I am fine with that, although I think @TylerHelmuth wanted to go the other way around :smile: Up to the Helm chart maintainers I guess :)
Ya I was imagining after the initial testing that the helm chart would follow the guidance from Core. My though being that I didn't want to disrupt users until the component was actually deprecated.
But we could enable it by default and use helm chart users as testers (unless they switch it back to false).
But we could enable it by default and use helm chart users as testers (unless they switch it back to false).

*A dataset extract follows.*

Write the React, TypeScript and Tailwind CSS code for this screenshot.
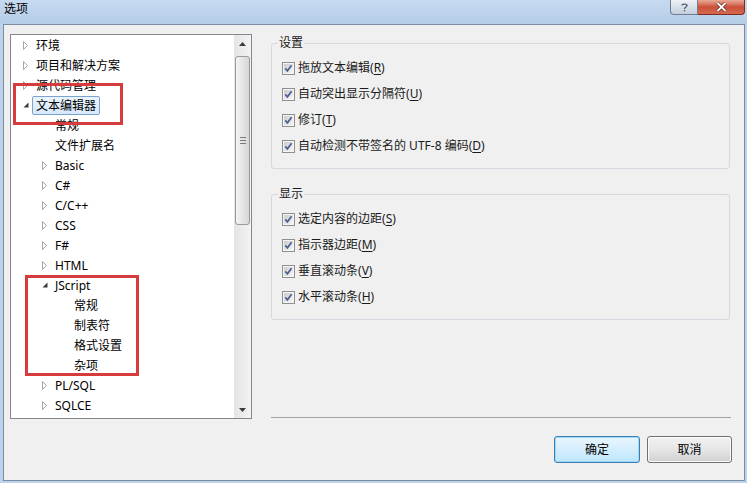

That's what I thought. I wanted to gather as much feedback as possible before the deprecation. I'm thinking of useGOMEMLIMIT
as an improvement anyway
I'd think we should keep useGOMEMLIMIT: true for a couple of versions, then deprecate memory_ballast extension
I agree! 👏
@JaredTan95 can you please share more details about memory ballast's compatibility issues with our arm architecture? It be nice to post them in open-telemetry/opentelemetry-collector#8343 as well
The compatibility problem we encountered was only tested on the Chinese operating system(Kylin OS), so I think it has little reference value for users using international operating systems, so I did not put it up :-P
open-telemetry/opentelemetry-collector/pull/8803 got merged, we can revert before Jan 8th if we find issues
We want to remove the
memory_ballast
extension in favor of Go 1.19+GOMEMLIMIT
environment variable as stated in open-telemetry/opentelemetry-collector/issues/8343.The first step to verify that we can effectively remove the extension is to change this on the OpenTelemetry Collector Helm chart. We can replace the extension by a value of
GOMEMLIMIT
that is something like 80-90% of the total memory limit for the Collector container. Once we release this change and wait some time to gather feedback, we can move on with deprecation of the memory ballast extension.